2023年11月19日日曜日

カナレット(Canaletto)- その1

ヴェネツィア共和国の景観画家 / 版画家である
ジョヴァンニ・アントーニオ・カナレット(Giovanni antonio Canaletto:1697年ー1768年)作
「View of the Grand Canal」-
ケンブリッジ(Cambridge)のフィッツウィリアム博物館(Fitzwilliam Museum)で
筆者が購入した絵葉書から抜粋。


アガサ・メアリー・クラリッサ・クリスティー(Agatha Mary Clarissa Christie:1890年ー1976年)作「五匹の子豚(Five Little Pigs → 2023年11月9日 / 11月13日付ブログで紹介済)」(1943年)では、エルキュール・ポワロは、カーラ・ルマルション(Carla Lemarchant)から再調査を依頼された事件(=彼女の母親カロリン・クレイル(Caroline Crale)が画家の夫アミアス・クレイル(Amyas Crale)を毒殺したと考えられている事件)の重要関係者である5人を順番に訪れて、当時の事情や経緯等を尋ねる。

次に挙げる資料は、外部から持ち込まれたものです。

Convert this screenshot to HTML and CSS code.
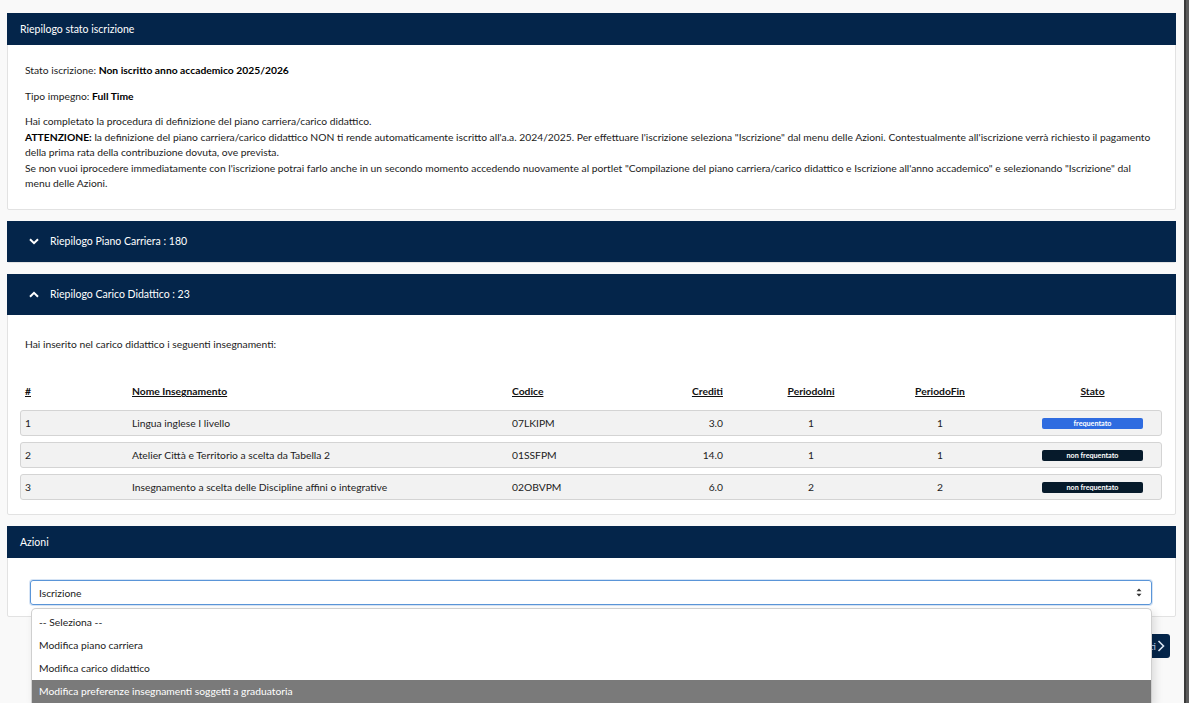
FILE: index.html
```html
<!DOCTYPE html>
<html lang="it">
<head>
  <meta charset="UTF-8" />
  <meta name="viewport" content="width=device-width, initial-scale=1" />
  <title>Riepilogo stato iscrizione</title>
  <link rel="stylesheet" href="styles.css">
</head>
<body>
  <div class="page">
    <main class="content">

      <section class="panel">
        <div class="panel-head">Riepilogo stato iscrizione</div>
        <div class="panel-body summary">
          <p>Stato iscrizione: <strong>Non iscritto anno accademico 2025/2026</strong></p>
          <p>Tipo impegno: <strong>Full Time</strong></p>
          <p>
            Hai completato la procedura di definizione del piano carriera/carico didattico.<br>
            <strong>ATTENZIONE:</strong> la definizione del piano carriera/carico didattico NON ti rende automaticamente iscritto all'a.a. 2024/2025. Per effettuare l'iscrizione seleziona "Iscrizione" dal menu delle Azioni. Contestualmente all'iscrizione verrà richiesto il pagamento della prima rata della contribuzione dovuta, ove prevista.<br>
            Se non vuoi iprocedere immediatamente con l'iscrizione potrai farlo anche in un secondo momento accedendo nuovamente al portlet "Compilazione del piano carriera/carico didattico e Iscrizione all'anno accademico" e selezionando "Iscrizione" dal menu delle Azioni.
          </p>
        </div>
      </section>

      <section class="panel">
        <div class="panel-head toggle">
          <svg class="chev" viewBox="0 0 10 7" width="10" height="7"><path d="M1 1.2 L5 5.2 L9 1.2" /></svg>
          Riepilogo Piano Carriera : 180
        </div>
      </section>

      <section class="panel">
        <div class="panel-head toggle">
          <svg class="chev" viewBox="0 0 10 7" width="10" height="7"><path d="M1 5.8 L5 1.8 L9 5.8" /></svg>
          Riepilogo Carico Didattico : 23
        </div>
        <div class="panel-body carico">
          <p>Hai inserito nel carico didattico i seguenti insegnamenti:</p>

          <div class="grid-table">
            <div class="grid-row head">
              <span>#</span>
              <span>Nome Insegnamento</span>
              <span>Codice</span>
              <span class="num">Crediti</span>
              <span class="mid">PeriodoIni</span>
              <span class="mid">PeriodoFin</span>
              <span class="state">Stato</span>
            </div>
            <div class="grid-row">
              <span>1</span>
              <span>Lingua inglese I livello</span>
              <span>07LKIPM</span>
              <span class="num">3.0</span>
              <span class="mid">1</span>
              <span class="mid">1</span>
              <span class="state"><b class="badge on">frequentato</b></span>
            </div>
            <div class="grid-row">
              <span>2</span>
              <span>Atelier Città e Territorio a scelta da Tabella 2</span>
              <span>01SSFPM</span>
              <span class="num">14.0</span>
              <span class="mid">1</span>
              <span class="mid">1</span>
              <span class="state"><b class="badge off">non frequentato</b></span>
            </div>
            <div class="grid-row">
              <span>3</span>
              <span>Insegnamento a scelta delle Discipline affini o integrative</span>
              <span>02OBVPM</span>
              <span class="num">6.0</span>
              <span class="mid">2</span>
              <span class="mid">2</span>
              <span class="state"><b class="badge off">non frequentato</b></span>
            </div>
          </div>
        </div>
      </section>

      <section class="panel">
        <div class="panel-head">Azioni</div>
        <div class="panel-body azioni">
          <div class="select-wrap">
            <div class="select">
              <span>Iscrizione</span>
              <svg viewBox="0 0 6 9" width="6" height="9"><path d="M3 0.5 L5.5 3.3 H0.5 Z M3 8.5 L5.5 5.7 H0.5 Z" fill="#333" /></svg>
            </div>
            <ul class="dropdown">
              <li>-- Seleziona --</li>
              <li>Modifica piano carriera</li>
              <li>Modifica carico didattico</li>
              <li class="active">Modifica preferenze insegnamenti soggetti a graduatoria</li>
            </ul>
          </div>
        </div>
      </section>

      <div class="actions">
        <button class="btn">Avanti
          <svg viewBox="0 0 8 12" width="8" height="12"><path d="M1.5 1 L6.5 6 L1.5 11" /></svg>
        </button>
      </div>

    </main>
    <div class="scrollbar"></div>
  </div>
</body>
</html>
```

FILE: styles.css
```css
*, *::before, *::after {
  box-sizing: border-box;
}

html, body {
  margin: 0;
  height: 100%;
  overflow: hidden;
}

body {
  font-family: 'Lato', 'Segoe UI', sans-serif;
  font-size: 10.3px;
  color: #1c1c1c;
  background: #f9f9f9;
}

.page {
  display: flex;
  height: 100%;
}

.content {
  flex: 1;
  padding: 13px 8px 0 7px;
  display: flex;
  flex-direction: column;
  gap: 11px;
}

.scrollbar {
  width: 5px;
  border-left: 2px solid #3a3a3a;
  background: #5c5c5c;
}

/* Pannelli */
.panel {
  background: #fff;
  border: 1px solid #e2e2e2;
  border-radius: 2px;
}

.panel-head {
  background: #04254a;
  color: #fff;
  height: 32px;
  padding: 0 12px 0 13px;
  font-size: 10.5px;
  display: flex;
  align-items: center;
  margin: -1px -1px 0;
}

.panel-head.toggle {
  height: 41px;
  padding-left: 22px;
  gap: 11px;
}

.chev {
  fill: none;
  stroke: #fff;
  stroke-width: 2;
}

.panel-body {
  padding: 0 19px 0 17px;
}

.panel-body p {
  margin: 0;
  line-height: 15.5px;
}

.summary {
  padding-top: 18px;
  padding-bottom: 17px;
}

.summary p + p {
  margin-top: 10px;
}

.summary strong {
  font-weight: 700;
  color: #000;
}

/* Carico didattico */
.carico {
  padding: 22px 13px 14px 12px;
}

.carico > p {
  padding-left: 5px;
  margin-bottom: 29px;
}

.grid-table {
  display: flex;
  flex-direction: column;
  gap: 6px;
}

.grid-row {
  display: grid;
  grid-template-columns: 107px 380px 140px 71px 176px 82px 1fr;
  align-items: center;
  height: 26px;
  padding-left: 4px;
  background: #f2f2f2;
  border: 1px solid #d4d4d4;
  border-radius: 3px;
}

.grid-row.head {
  background: none;
  border-color: transparent;
  height: 20px;
  margin-bottom: 3px;
  font-weight: 700;
  color: #111;
}

.grid-row.head span {
  text-decoration: underline;
}

.grid-row .num {
  text-align: right;
}

.grid-row .mid {
  text-align: center;
}

.grid-row .state {
  text-align: center;
  padding-left: 43px;
}

.badge {
  display: block;
  margin: 0 auto;
  width: 101px;
  height: 11px;
  line-height: 11px;
  border-radius: 2px;
  font-size: 7.2px;
  font-weight: 700;
  color: #fff;
}

.badge.on {
  background: #2f6ce0;
}

.badge.off {
  background: #061a2b;
}

/* Azioni */
.azioni {
  padding: 22px 23px 11px 22px;
}

.select-wrap {
  position: relative;
}

.select {
  height: 25px;
  border: 1px solid #5a95d8;
  border-radius: 3px;
  box-shadow: 0 0 0 1px rgba(90, 149, 216, 0.25);
  display: flex;
  align-items: center;
  justify-content: space-between;
  padding: 0 9px 0 8px;
  color: #222;
}

.dropdown {
  position: absolute;
  top: 28px;
  left: 1px;
  right: 0;
  margin: 0;
  padding: 2px 0 0;
  list-style: none;
  background: #fff;
  border: 1px solid #cfcfcf;
  border-bottom: none;
  border-radius: 5px 5px 0 0;
  box-shadow: 3px 3px 8px rgba(0, 0, 0, 0.12);
  z-index: 5;
}

.dropdown li {
  height: 23px;
  line-height: 23px;
  padding-left: 7px;
  color: #222;
}

.dropdown li.active {
  background: #7a7a7a;
  color: #fff;
}

.actions {
  display: flex;
  justify-content: flex-end;
  padding-right: 6px;
  margin-top: 6px;
}

.btn {
  background: #04254a;
  color: #b9d3f0;
  border: none;
  border-radius: 3px;
  height: 24px;
  padding: 0 5px 0 10px;
  font-family: inherit;
  font-size: 10px;
  display: flex;
  align-items: center;
  gap: 1px;
}

.btn svg {
  fill: none;
  stroke: #dce8f6;
  stroke-width: 1.6;
}
```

ポワロが4番目にコンタクトするのは、セシリア・ウィリアムズ(Cecilia Williams - 事件当時、カロリン・クレイルの異母妹であるアンジェラ・ウォレン(Angela Warren)の家庭教師)で、ポワロがセシリア・ウィリアムズを訪れた際、彼女の部屋の壁には、数枚の絵画が架けられていた。


アガサ・クリスティーの原作には、以下のように記載されている。


The walls were distempered an ascetic pale grey, and various reproductions hung upon them. Dante meeting Beatrice on a bridge - and that picture once described by a child as a ‘blind girl sitting on an orange and called, I don’t know why, “Hope”’. There were also two watercolours of Venice and a sepia copy of Botticelli’s ‘Primavera’.

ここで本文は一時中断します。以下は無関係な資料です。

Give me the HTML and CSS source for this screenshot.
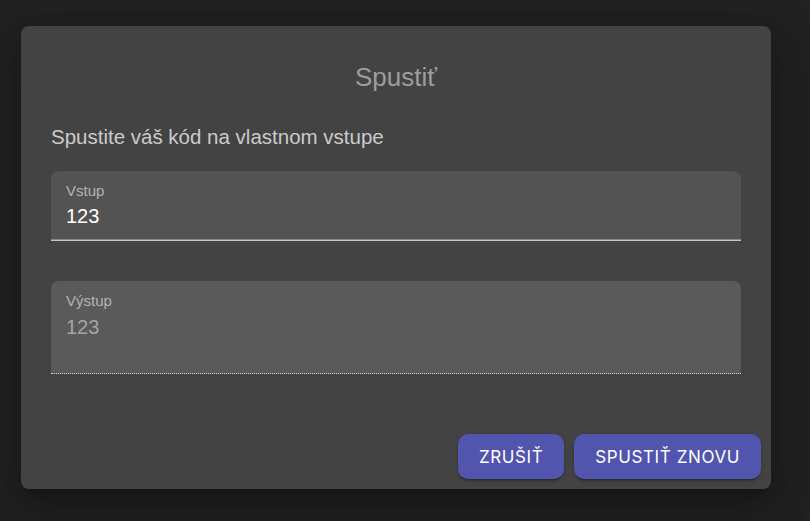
FILE: index.html
```html
<!DOCTYPE html>
<html>
<head>
<meta charset="utf-8">
<link rel="stylesheet" href="styles.css">
</head>
<body>
<div class="backdrop">
  <div class="dialog">
    <h2 class="title">Spustiť</h2>
    <div class="content">
      <p class="desc">Spustite váš kód na vlastnom vstupe</p>
      <div class="field field-input">
        <label class="label">Vstup</label>
        <div class="value">123</div>
      </div>
      <div class="field field-output">
        <label class="label">Výstup</label>
        <div class="value muted">123</div>
      </div>
    </div>
    <div class="actions">
      <button class="btn">ZRUŠIŤ</button>
      <button class="btn">SPUSTIŤ ZNOVU</button>
    </div>
  </div>
</div>
</body>
</html>
```
FILE: styles.css
```css
html, body {
  margin: 0;
  padding: 0;
  background: #212121;
  width: 810px;
  height: 521px;
  overflow: hidden;
}
.backdrop {
  padding: 26px 0 0 21px;
}
.dialog {
  width: 750px;
  height: 463px;
  box-sizing: border-box;
  background: #434343;
  border-radius: 8px;
  box-shadow: 0 11px 15px -7px rgba(0,0,0,.2), 0 24px 38px 3px rgba(0,0,0,.14), 0 9px 46px 8px rgba(0,0,0,.12);
  display: flex;
  flex-direction: column;
  font-family: "Liberation Sans", Arial, sans-serif;
}
.title {
  margin: 0;
  padding-top: 36px;
  height: 30px;
  line-height: 30px;
  text-align: center;
  font-weight: 400;
  font-size: 26px;
  color: #9d9d9d;
}
.content {
  padding: 0 30px;
}
.desc {
  margin: 33px 0 0;
  font-size: 20.5px;
  line-height: 24px;
  color: #cbcbcb;
}
.field {
  margin-top: 22px;
  border-radius: 8px 8px 0 0;
  padding: 11px 15px 0;
  box-sizing: border-box;
}
.field-input {
  height: 70px;
  background: #535353;
  border-bottom: 1px solid #c8c8c8;
  box-shadow: inset 0 -1px 0 #888;
}
.field-output {
  margin-top: 40px;
  height: 93px;
  background: #5a5a5a;
  border-bottom: 1px dotted #d0d0d0;
}
.label {
  display: block;
  font-size: 15px;
  line-height: 18px;
  color: #b3b3b3;
}
.value {
  margin-top: 2px;
  font-size: 20px;
  line-height: 28px;
  color: #ffffff;
}
.value.muted {
  margin-top: 3px;
  color: #a4a4a4;
}
.actions {
  margin-top: auto;
  display: flex;
  justify-content: flex-end;
  gap: 10px;
  padding: 0 10px 10px 0;
}
.btn {
  height: 45px;
  border: none;
  border-radius: 10px;
  background: #5155ad;
  color: #ffffff;
  font-family: Inter, "Noto Sans", sans-serif;
  font-size: 17px;
  letter-spacing: 0.6px;
  padding: 0 21px;
  box-shadow: 0 3px 1px -2px rgba(0,0,0,.2), 0 2px 2px 0 rgba(0,0,0,.14), 0 1px 5px 0 rgba(0,0,0,.12);
}
```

「オレンジの上に座る目隠しされた少女(blind girl sitting on an orange)」の絵画「希望(Hope)」(1886年)については、2023年6月4日付ブログで、また、「希望」を描いた英国ヴィクトリア朝時代の画家 / 彫刻家であるジョージ・フレデリック・ワッツ(George Frederic Watts:1817年ー1904年)に関しては、2023年6月12日 / 6月16日付ブログで紹介済である。


アガサ・クリスティーの原作上、「ヴェネツィアの水彩画2枚」としか記述されていないが、おそらく、カナレット(Canaletto)による絵画の複製ではないかと思われる。


カナレットの本名は、ジョヴァンニ・アントーニオ・カナール(Giovanni Antonio Canal:1697年ー1768年)で、彼は、ヴェネツィア共和国(Republic of Venice)の景観画家 / 版画家である。


ジョヴァンニ・アントーニオ・カナールは、1697年、画家 / 劇場舞台背景制作者のベルナルド・カナール(Bernardo Canal:1664年ー1744年)の子として、ヴェネツィア(Venice)に出生。

彼は、父親も画家であったことから、両者を区別するために、「小カナール(カナレット)」と呼ばれるようになった。


カナレットは、父親の下で見習いを始め、ローマにおいて、父親と一緒に、劇場舞台背景制作に携わった。

彼は、1719年にローマからヴェネツィアに戻って来た後、絵画の制作を開始した。